But Samuel Jackson and his many hairstyles free us in a more important way. Among the many ways the 1990s were an era without style, one of the most striking was the lack of new hairdos. Any decade whose most memorable coiffure was the shaved-head-and-goatee look clearly lacked something in the way of self-expression. It's no coincidence that the early part of the decade saw the phrase "Bad Hair Day" sweep the nation as a catch-all symbol of human powerlessness. The phrase tells us that we are at the mercy of a scalp that will always be above us, that the best we can hope for is a pate that occasionally fails to cause us trouble. But Samuel L. Jackson has never given in to this pessimism, and his hair experiments are a vivid example of human will triumphing over the elements.

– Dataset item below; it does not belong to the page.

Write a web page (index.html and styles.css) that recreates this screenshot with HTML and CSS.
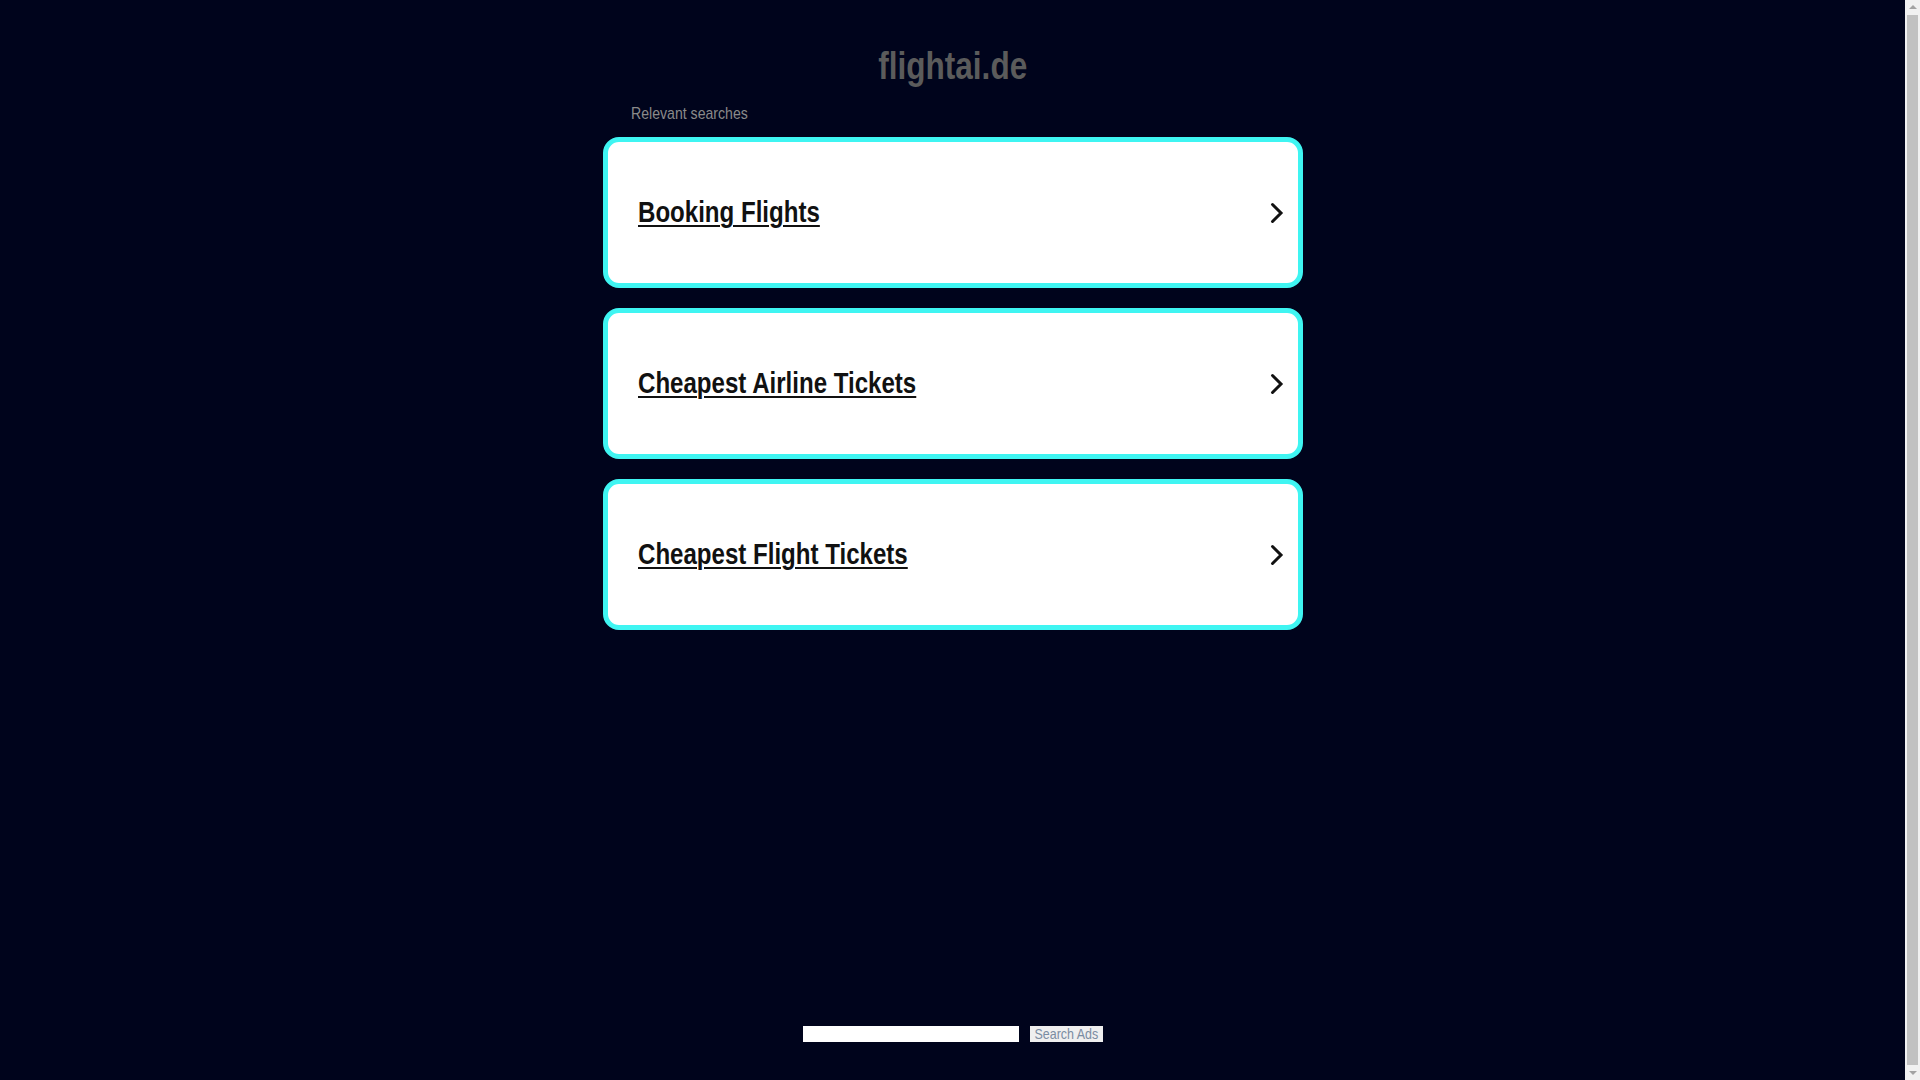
FILE: index.html
```html
<!DOCTYPE html>
<html lang="de">
<head>
<meta charset="utf-8">
<title>flightai.de</title>
<link rel="stylesheet" href="styles.css">
</head>
<body>
<div class="page">
  <h1 class="title"><span class="narrow narrow-c">flightai.de</span></h1>
  <div class="relevant"><span class="narrow">Relevant searches</span></div>
  <div class="cards">
    <a class="card" href="#">
      <span class="card-text narrow">Booking Flights</span>
      <svg class="chev" width="14" height="22" viewBox="0 0 14 22"><path d="M2.5 2.5 L11 11 L2.5 19.5" fill="none" stroke="#111" stroke-width="3" stroke-linecap="round" stroke-linejoin="miter"/></svg>
    </a>
    <a class="card" href="#">
      <span class="card-text narrow">Cheapest Airline Tickets</span>
      <svg class="chev" width="14" height="22" viewBox="0 0 14 22"><path d="M2.5 2.5 L11 11 L2.5 19.5" fill="none" stroke="#111" stroke-width="3" stroke-linecap="round" stroke-linejoin="miter"/></svg>
    </a>
    <a class="card" href="#">
      <span class="card-text narrow">Cheapest Flight Tickets</span>
      <svg class="chev" width="14" height="22" viewBox="0 0 14 22"><path d="M2.5 2.5 L11 11 L2.5 19.5" fill="none" stroke="#111" stroke-width="3" stroke-linecap="round" stroke-linejoin="miter"/></svg>
    </a>
  </div>
</div>
<form class="search">
  <input class="search-input" type="text">
  <button class="search-btn" type="button"><span class="narrow narrow-c">Search Ads</span></button>
</form>
<div class="scrollbar" aria-hidden="true">
  <div class="sb-up"></div>
  <div class="sb-thumb"></div>
  <div class="sb-down"></div>
</div>
</body>
</html>
```

FILE: styles.css
```css
body {
  margin: 0 15px 0 0;
  background: #00041c;
  font-family: "Liberation Sans", Arial, sans-serif;
  padding-bottom: 20px;
}
.narrow {
  display: inline-block;
  transform: scaleX(0.83);
  transform-origin: left center;
}
.narrow-c {
  transform-origin: center center;
}
.page {
  width: 700px;
  margin: 0 auto;
  padding-top: 43px;
}
.title {
  margin: 0;
  text-align: center;
  font-size: 38px;
  line-height: 46px;
  font-weight: bold;
  color: #5b5b5b;
}
.relevant {
  margin-top: 15px;
  padding-left: 28px;
  font-size: 17px;
  line-height: 20px;
  color: #8a8a8a;
}
.cards {
  margin-top: 13px;
  display: flex;
  flex-direction: column;
  gap: 20px;
}
.card {
  box-sizing: border-box;
  height: 151px;
  border: 5px solid #3ff5f2;
  border-radius: 16px;
  background: #ffffff;
  display: flex;
  align-items: center;
  justify-content: space-between;
  padding: 0 14px 0 30px;
  color: #111111;
  text-decoration: none;
}
.card-text {
  font-size: 29px;
  font-weight: bold;
  text-decoration: underline;
  text-decoration-thickness: 2px;
  text-underline-offset: 3px;
  color: #111111;
}
.chev {
  display: block;
}
.search {
  margin-top: 396px;
  display: flex;
  justify-content: center;
  gap: 11px;
}
.search-input {
  box-sizing: border-box;
  width: 216px;
  height: 16px;
  border: none;
  padding: 0;
  background: #ffffff;
}
.search-btn {
  box-sizing: border-box;
  width: 73px;
  height: 16px;
  border: none;
  padding: 0;
  background: #efefef;
  color: #7a8ca2;
  font-family: "Liberation Sans", Arial, sans-serif;
  font-size: 15px;
  line-height: 16px;
  white-space: nowrap;
  display: flex;
  justify-content: center;
  align-items: center;
}
.scrollbar {
  position: fixed;
  top: 0;
  right: 0;
  width: 15px;
  height: 100vh;
  background: #f1f1f1;
  display: flex;
  flex-direction: column;
  align-items: center;
}
.sb-up {
  margin-top: 5px;
  width: 0;
  height: 0;
  border-left: 4px solid transparent;
  border-right: 4px solid transparent;
  border-bottom: 4px solid #a3a3a3;
}
.sb-thumb {
  margin-top: 6px;
  width: 11px;
  flex: 1;
  background: #c1c1c1;
}
.sb-down {
  margin: 6px 0 5px;
  width: 0;
  height: 0;
  border-left: 4px solid transparent;
  border-right: 4px solid transparent;
  border-top: 4px solid #a3a3a3;
}
```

Just as his career closely traces the great explosion of roles for black actors that has taken place over the last twenty years (as recently as the late eighties he was still playing "Hold-up Man," "Gang Member No. 2," and "Black Guy"), so Jackson's variety of wigs has served as a reverse bellwether for our age, a shining beacon proclaiming that — regardless of race, creed, color, even relative degrees of baldness — we can all free ourselves from the tyranny of hair.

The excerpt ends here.